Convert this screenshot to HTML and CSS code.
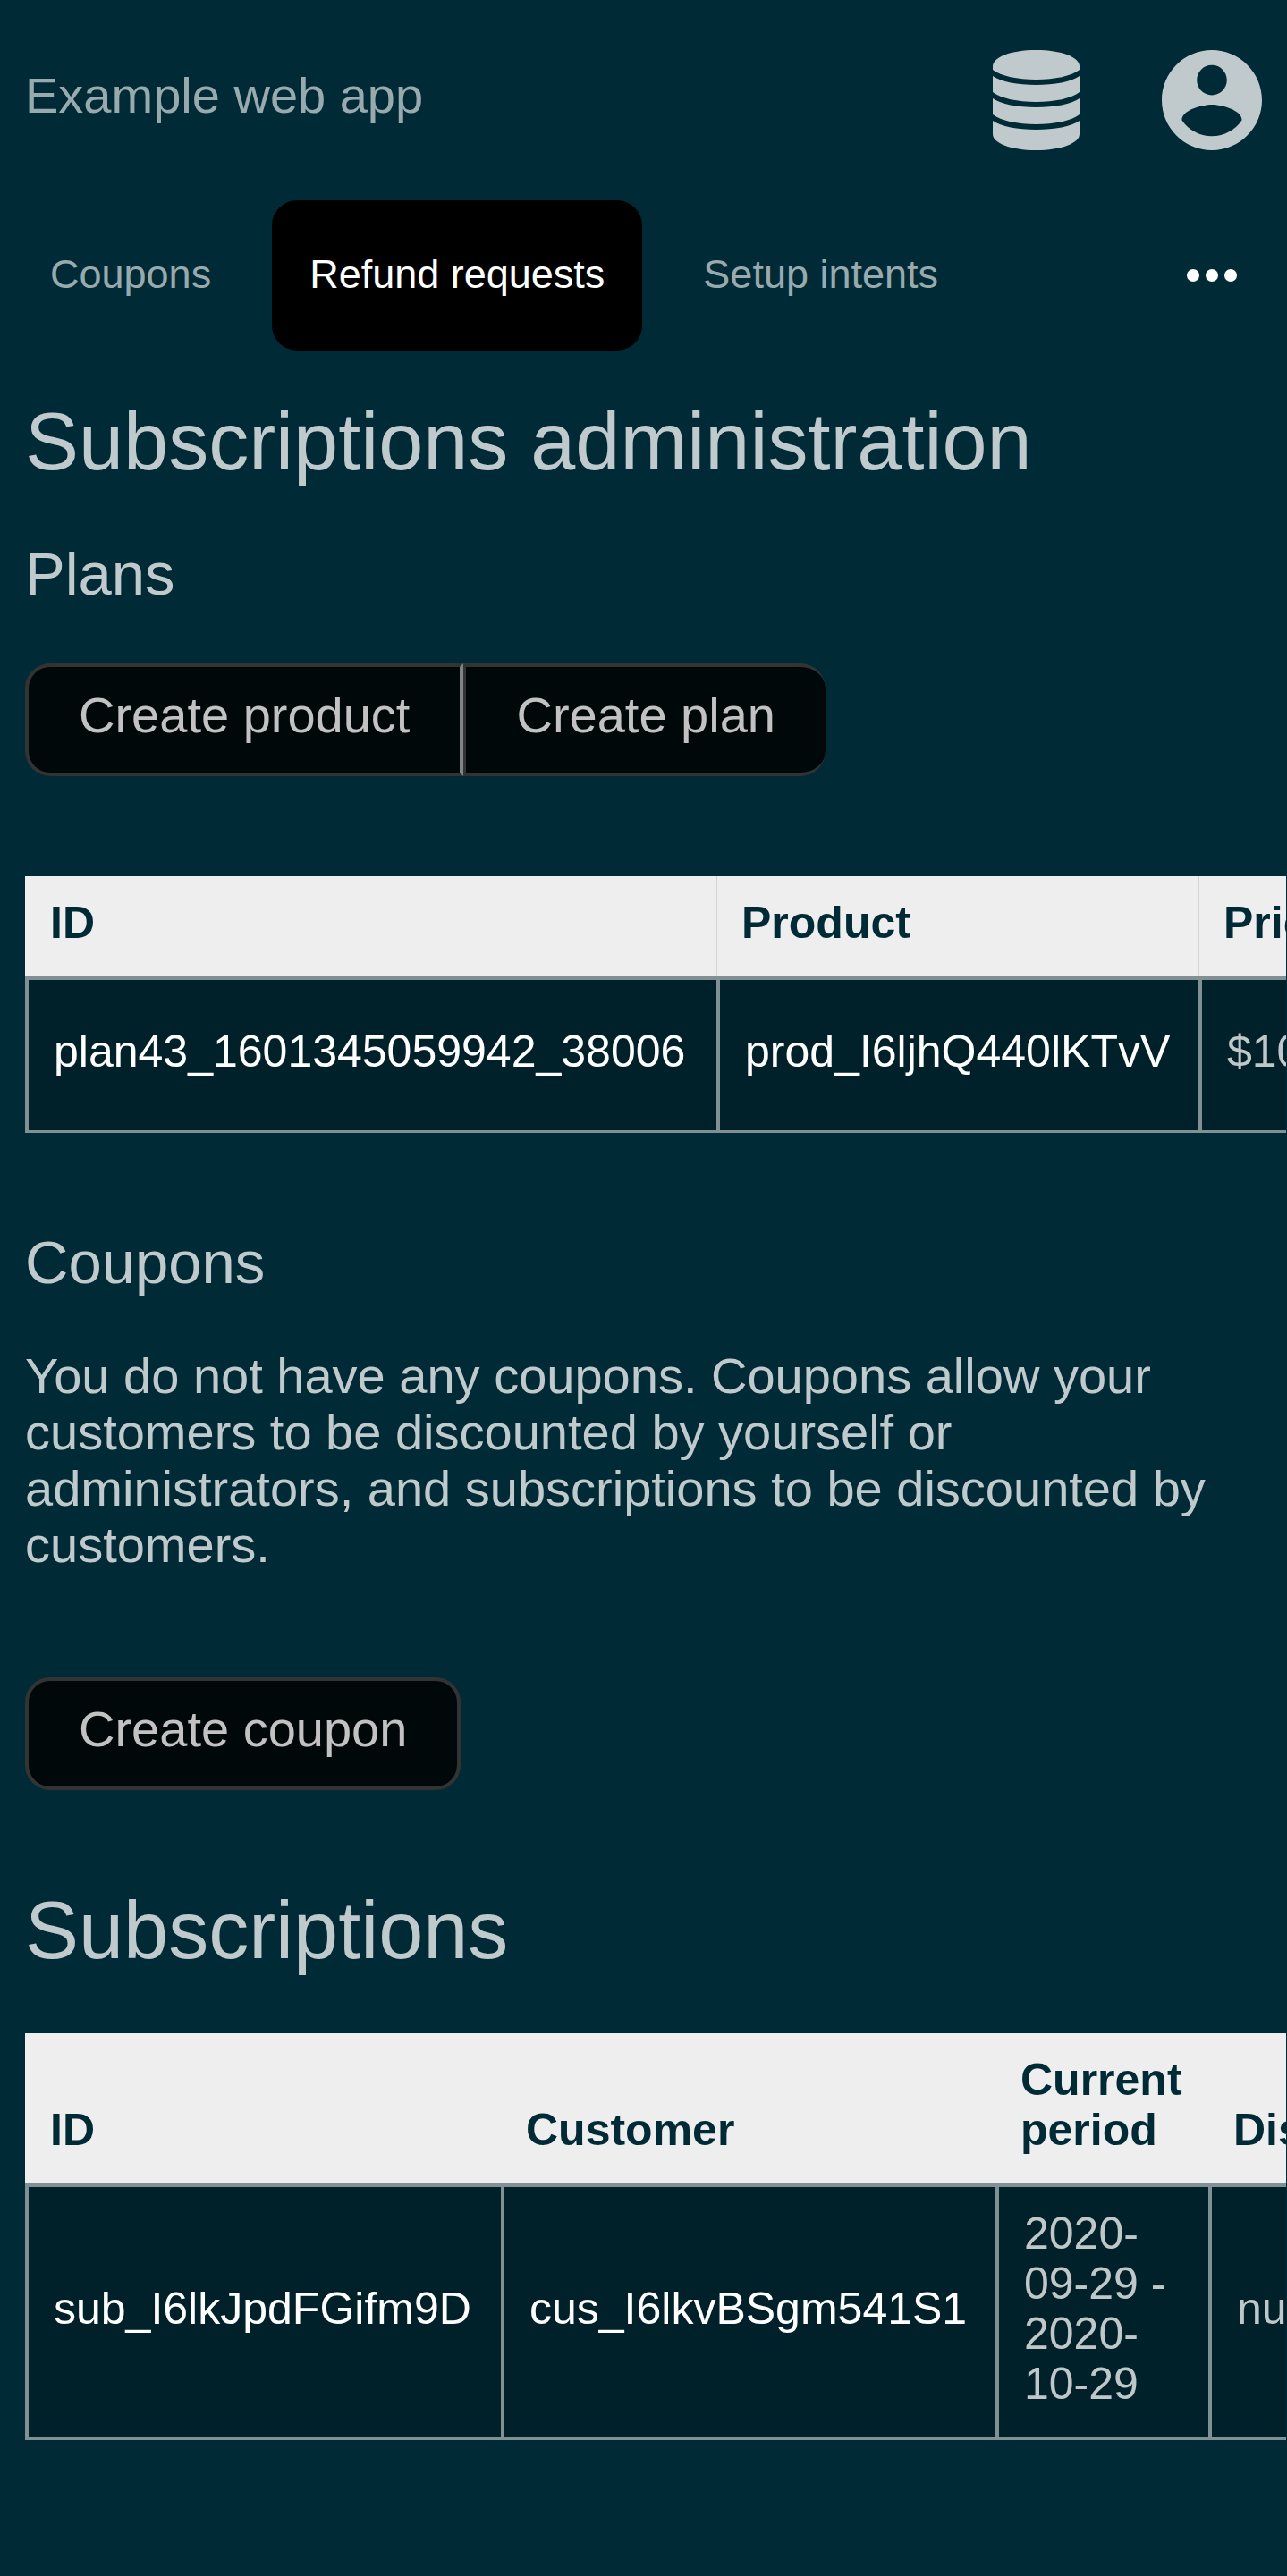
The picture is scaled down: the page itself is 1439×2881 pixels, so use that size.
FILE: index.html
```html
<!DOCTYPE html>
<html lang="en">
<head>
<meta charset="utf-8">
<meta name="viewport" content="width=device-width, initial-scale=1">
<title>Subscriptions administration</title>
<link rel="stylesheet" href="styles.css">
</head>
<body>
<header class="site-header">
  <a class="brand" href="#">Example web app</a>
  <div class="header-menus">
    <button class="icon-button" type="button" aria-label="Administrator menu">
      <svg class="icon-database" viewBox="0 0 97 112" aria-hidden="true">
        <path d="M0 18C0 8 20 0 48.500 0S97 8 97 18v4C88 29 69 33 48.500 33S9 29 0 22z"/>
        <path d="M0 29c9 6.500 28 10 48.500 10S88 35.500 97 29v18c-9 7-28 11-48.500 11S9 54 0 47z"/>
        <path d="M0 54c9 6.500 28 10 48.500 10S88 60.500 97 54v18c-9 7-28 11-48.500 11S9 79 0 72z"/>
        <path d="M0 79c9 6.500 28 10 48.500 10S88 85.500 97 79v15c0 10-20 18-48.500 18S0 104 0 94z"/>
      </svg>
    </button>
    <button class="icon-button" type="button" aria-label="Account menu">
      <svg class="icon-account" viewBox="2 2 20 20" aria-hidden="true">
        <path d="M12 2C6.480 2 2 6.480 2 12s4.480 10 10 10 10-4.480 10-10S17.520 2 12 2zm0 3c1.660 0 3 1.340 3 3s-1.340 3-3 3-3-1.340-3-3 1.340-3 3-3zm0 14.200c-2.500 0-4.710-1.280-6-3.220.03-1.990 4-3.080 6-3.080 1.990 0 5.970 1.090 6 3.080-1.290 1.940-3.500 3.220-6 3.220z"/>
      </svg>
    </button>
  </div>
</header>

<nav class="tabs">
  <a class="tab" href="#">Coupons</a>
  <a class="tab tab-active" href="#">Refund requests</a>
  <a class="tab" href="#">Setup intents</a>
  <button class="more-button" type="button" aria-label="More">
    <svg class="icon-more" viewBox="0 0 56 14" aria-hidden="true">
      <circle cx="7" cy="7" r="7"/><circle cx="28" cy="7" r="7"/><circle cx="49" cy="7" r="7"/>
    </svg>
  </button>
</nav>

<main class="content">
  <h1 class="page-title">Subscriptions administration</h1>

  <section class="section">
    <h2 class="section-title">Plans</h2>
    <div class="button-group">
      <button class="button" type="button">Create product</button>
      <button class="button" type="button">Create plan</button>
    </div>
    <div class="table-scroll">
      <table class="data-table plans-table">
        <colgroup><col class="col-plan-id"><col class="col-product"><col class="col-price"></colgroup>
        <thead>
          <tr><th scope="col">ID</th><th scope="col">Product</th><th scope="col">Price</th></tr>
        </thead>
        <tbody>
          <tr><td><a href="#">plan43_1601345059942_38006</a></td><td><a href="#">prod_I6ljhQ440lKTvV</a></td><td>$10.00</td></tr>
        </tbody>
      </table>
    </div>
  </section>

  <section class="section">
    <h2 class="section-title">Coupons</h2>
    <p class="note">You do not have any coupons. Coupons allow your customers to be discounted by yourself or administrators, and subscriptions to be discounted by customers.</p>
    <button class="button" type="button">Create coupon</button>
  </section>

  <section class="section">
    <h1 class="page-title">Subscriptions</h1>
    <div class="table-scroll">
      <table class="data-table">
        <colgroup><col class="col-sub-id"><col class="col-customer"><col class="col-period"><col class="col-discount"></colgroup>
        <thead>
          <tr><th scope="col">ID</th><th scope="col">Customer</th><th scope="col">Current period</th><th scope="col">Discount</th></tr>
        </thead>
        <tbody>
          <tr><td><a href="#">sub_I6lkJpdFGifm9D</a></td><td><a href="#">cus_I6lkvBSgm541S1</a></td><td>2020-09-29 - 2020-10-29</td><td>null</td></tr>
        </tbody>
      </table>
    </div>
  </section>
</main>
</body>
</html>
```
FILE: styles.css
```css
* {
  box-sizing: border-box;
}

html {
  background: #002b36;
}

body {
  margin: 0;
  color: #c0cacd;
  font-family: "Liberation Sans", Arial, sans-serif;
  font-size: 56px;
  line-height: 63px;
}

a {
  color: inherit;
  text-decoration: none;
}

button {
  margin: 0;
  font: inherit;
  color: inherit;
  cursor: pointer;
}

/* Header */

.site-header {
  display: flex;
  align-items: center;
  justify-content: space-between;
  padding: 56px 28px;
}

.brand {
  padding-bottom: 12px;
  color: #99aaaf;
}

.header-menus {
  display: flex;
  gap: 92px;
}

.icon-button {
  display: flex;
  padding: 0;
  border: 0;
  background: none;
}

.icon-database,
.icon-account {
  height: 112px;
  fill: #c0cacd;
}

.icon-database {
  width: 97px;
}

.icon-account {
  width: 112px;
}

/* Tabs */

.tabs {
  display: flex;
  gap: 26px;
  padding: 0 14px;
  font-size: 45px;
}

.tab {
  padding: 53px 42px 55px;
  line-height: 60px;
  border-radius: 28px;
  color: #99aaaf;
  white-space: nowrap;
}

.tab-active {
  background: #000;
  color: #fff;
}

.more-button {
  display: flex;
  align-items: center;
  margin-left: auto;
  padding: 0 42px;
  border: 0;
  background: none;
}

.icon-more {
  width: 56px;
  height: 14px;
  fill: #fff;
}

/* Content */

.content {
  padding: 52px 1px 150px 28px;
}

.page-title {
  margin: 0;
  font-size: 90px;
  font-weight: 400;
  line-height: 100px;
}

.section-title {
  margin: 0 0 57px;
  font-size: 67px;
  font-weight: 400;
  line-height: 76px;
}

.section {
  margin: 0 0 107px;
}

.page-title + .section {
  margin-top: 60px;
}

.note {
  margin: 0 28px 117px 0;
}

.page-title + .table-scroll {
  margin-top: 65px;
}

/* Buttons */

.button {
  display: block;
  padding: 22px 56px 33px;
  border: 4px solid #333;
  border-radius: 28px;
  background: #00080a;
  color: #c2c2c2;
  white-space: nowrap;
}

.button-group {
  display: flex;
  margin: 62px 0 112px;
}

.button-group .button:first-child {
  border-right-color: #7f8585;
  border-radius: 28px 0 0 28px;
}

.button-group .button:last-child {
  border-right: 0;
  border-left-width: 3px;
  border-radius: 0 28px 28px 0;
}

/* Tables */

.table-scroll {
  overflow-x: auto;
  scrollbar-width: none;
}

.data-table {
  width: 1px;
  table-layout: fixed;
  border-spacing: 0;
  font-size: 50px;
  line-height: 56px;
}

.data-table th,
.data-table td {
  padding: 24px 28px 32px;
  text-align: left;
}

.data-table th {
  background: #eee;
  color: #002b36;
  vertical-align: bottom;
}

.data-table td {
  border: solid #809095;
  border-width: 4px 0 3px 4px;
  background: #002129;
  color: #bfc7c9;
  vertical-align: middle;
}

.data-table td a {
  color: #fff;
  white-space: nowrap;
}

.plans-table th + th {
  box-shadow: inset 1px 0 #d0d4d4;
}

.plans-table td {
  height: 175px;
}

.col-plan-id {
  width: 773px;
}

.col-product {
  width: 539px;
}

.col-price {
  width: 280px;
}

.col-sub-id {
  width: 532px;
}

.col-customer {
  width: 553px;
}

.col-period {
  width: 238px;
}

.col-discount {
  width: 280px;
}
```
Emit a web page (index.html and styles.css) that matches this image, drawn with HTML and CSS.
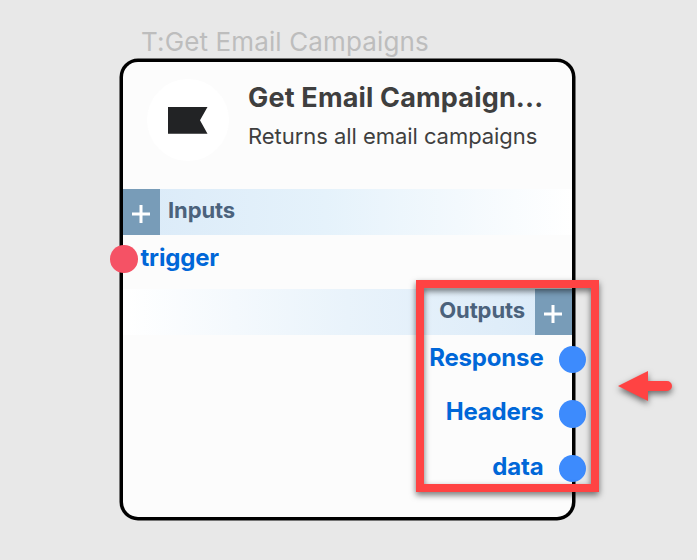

┄┄┄┄┄┄┄┄┄┄

__Aim of the task__:
Pictures are not part of the copy; output everything else in the records exactly.

__Exercise result__:
Convert this screenshot to HTML and CSS code.
The picture is scaled down: the page itself is 1439×2881 pixels, so use that size.
FILE: index.html
```html
<!DOCTYPE html>
<html lang="en">
<head>
<meta charset="utf-8">
<meta name="viewport" content="width=device-width, initial-scale=1">
<title>Subscriptions administration</title>
<link rel="stylesheet" href="styles.css">
</head>
<body>
<header class="site-header">
  <a class="brand" href="#">Example web app</a>
  <div class="header-menus">
    <button class="icon-button" type="button" aria-label="Administrator menu">
      <svg class="icon-database" viewBox="0 0 97 112" aria-hidden="true">
        <path d="M0 18C0 8 20 0 48.500 0S97 8 97 18v4C88 29 69 33 48.500 33S9 29 0 22z"/>
        <path d="M0 29c9 6.500 28 10 48.500 10S88 35.500 97 29v18c-9 7-28 11-48.500 11S9 54 0 47z"/>
        <path d="M0 54c9 6.500 28 10 48.500 10S88 60.500 97 54v18c-9 7-28 11-48.500 11S9 79 0 72z"/>
        <path d="M0 79c9 6.500 28 10 48.500 10S88 85.500 97 79v15c0 10-20 18-48.500 18S0 104 0 94z"/>
      </svg>
    </button>
    <button class="icon-button" type="button" aria-label="Account menu">
      <svg class="icon-account" viewBox="2 2 20 20" aria-hidden="true">
        <path d="M12 2C6.480 2 2 6.480 2 12s4.480 10 10 10 10-4.480 10-10S17.520 2 12 2zm0 3c1.660 0 3 1.340 3 3s-1.340 3-3 3-3-1.340-3-3 1.340-3 3-3zm0 14.200c-2.500 0-4.710-1.280-6-3.220.03-1.990 4-3.080 6-3.080 1.990 0 5.970 1.090 6 3.080-1.290 1.940-3.500 3.220-6 3.220z"/>
      </svg>
    </button>
  </div>
</header>

<nav class="tabs">
  <a class="tab" href="#">Coupons</a>
  <a class="tab tab-active" href="#">Refund requests</a>
  <a class="tab" href="#">Setup intents</a>
  <button class="more-button" type="button" aria-label="More">
    <svg class="icon-more" viewBox="0 0 56 14" aria-hidden="true">
      <circle cx="7" cy="7" r="7"/><circle cx="28" cy="7" r="7"/><circle cx="49" cy="7" r="7"/>
    </svg>
  </button>
</nav>

<main class="content">
  <h1 class="page-title">Subscriptions administration</h1>

  <section class="section">
    <h2 class="section-title">Plans</h2>
    <div class="button-group">
      <button class="button" type="button">Create product</button>
      <button class="button" type="button">Create plan</button>
    </div>
    <div class="table-scroll">
      <table class="data-table plans-table">
        <colgroup><col class="col-plan-id"><col class="col-product"><col class="col-price"></colgroup>
        <thead>
          <tr><th scope="col">ID</th><th scope="col">Product</th><th scope="col">Price</th></tr>
        </thead>
        <tbody>
          <tr><td><a href="#">plan43_1601345059942_38006</a></td><td><a href="#">prod_I6ljhQ440lKTvV</a></td><td>$10.00</td></tr>
        </tbody>
      </table>
    </div>
  </section>

  <section class="section">
    <h2 class="section-title">Coupons</h2>
    <p class="note">You do not have any coupons. Coupons allow your customers to be discounted by yourself or administrators, and subscriptions to be discounted by customers.</p>
    <button class="button" type="button">Create coupon</button>
  </section>

  <section class="section">
    <h1 class="page-title">Subscriptions</h1>
    <div class="table-scroll">
      <table class="data-table">
        <colgroup><col class="col-sub-id"><col class="col-customer"><col class="col-period"><col class="col-discount"></colgroup>
        <thead>
          <tr><th scope="col">ID</th><th scope="col">Customer</th><th scope="col">Current period</th><th scope="col">Discount</th></tr>
        </thead>
        <tbody>
          <tr><td><a href="#">sub_I6lkJpdFGifm9D</a></td><td><a href="#">cus_I6lkvBSgm541S1</a></td><td>2020-09-29 - 2020-10-29</td><td>null</td></tr>
        </tbody>
      </table>
    </div>
  </section>
</main>
</body>
</html>
```
FILE: styles.css
```css
* {
  box-sizing: border-box;
}

html {
  background: #002b36;
}

body {
  margin: 0;
  color: #c0cacd;
  font-family: "Liberation Sans", Arial, sans-serif;
  font-size: 56px;
  line-height: 63px;
}

a {
  color: inherit;
  text-decoration: none;
}

button {
  margin: 0;
  font: inherit;
  color: inherit;
  cursor: pointer;
}

/* Header */

.site-header {
  display: flex;
  align-items: center;
  justify-content: space-between;
  padding: 56px 28px;
}

.brand {
  padding-bottom: 12px;
  color: #99aaaf;
}

.header-menus {
  display: flex;
  gap: 92px;
}

.icon-button {
  display: flex;
  padding: 0;
  border: 0;
  background: none;
}

.icon-database,
.icon-account {
  height: 112px;
  fill: #c0cacd;
}

.icon-database {
  width: 97px;
}

.icon-account {
  width: 112px;
}

/* Tabs */

.tabs {
  display: flex;
  gap: 26px;
  padding: 0 14px;
  font-size: 45px;
}

.tab {
  padding: 53px 42px 55px;
  line-height: 60px;
  border-radius: 28px;
  color: #99aaaf;
  white-space: nowrap;
}

.tab-active {
  background: #000;
  color: #fff;
}

.more-button {
  display: flex;
  align-items: center;
  margin-left: auto;
  padding: 0 42px;
  border: 0;
  background: none;
}

.icon-more {
  width: 56px;
  height: 14px;
  fill: #fff;
}

/* Content */

.content {
  padding: 52px 1px 150px 28px;
}

.page-title {
  margin: 0;
  font-size: 90px;
  font-weight: 400;
  line-height: 100px;
}

.section-title {
  margin: 0 0 57px;
  font-size: 67px;
  font-weight: 400;
  line-height: 76px;
}

.section {
  margin: 0 0 107px;
}

.page-title + .section {
  margin-top: 60px;
}

.note {
  margin: 0 28px 117px 0;
}

.page-title + .table-scroll {
  margin-top: 65px;
}

/* Buttons */

.button {
  display: block;
  padding: 22px 56px 33px;
  border: 4px solid #333;
  border-radius: 28px;
  background: #00080a;
  color: #c2c2c2;
  white-space: nowrap;
}

.button-group {
  display: flex;
  margin: 62px 0 112px;
}

.button-group .button:first-child {
  border-right-color: #7f8585;
  border-radius: 28px 0 0 28px;
}

.button-group .button:last-child {
  border-right: 0;
  border-left-width: 3px;
  border-radius: 0 28px 28px 0;
}

/* Tables */

.table-scroll {
  overflow-x: auto;
  scrollbar-width: none;
}

.data-table {
  width: 1px;
  table-layout: fixed;
  border-spacing: 0;
  font-size: 50px;
  line-height: 56px;
}

.data-table th,
.data-table td {
  padding: 24px 28px 32px;
  text-align: left;
}

.data-table th {
  background: #eee;
  color: #002b36;
  vertical-align: bottom;
}

.data-table td {
  border: solid #809095;
  border-width: 4px 0 3px 4px;
  background: #002129;
  color: #bfc7c9;
  vertical-align: middle;
}

.data-table td a {
  color: #fff;
  white-space: nowrap;
}

.plans-table th + th {
  box-shadow: inset 1px 0 #d0d4d4;
}

.plans-table td {
  height: 175px;
}

.col-plan-id {
  width: 773px;
}

.col-product {
  width: 539px;
}

.col-price {
  width: 280px;
}

.col-sub-id {
  width: 532px;
}

.col-customer {
  width: 553px;
}

.col-period {
  width: 238px;
}

.col-discount {
  width: 280px;
}
```
Emit a web page (index.html and styles.css) that matches this image, drawn with HTML and CSS.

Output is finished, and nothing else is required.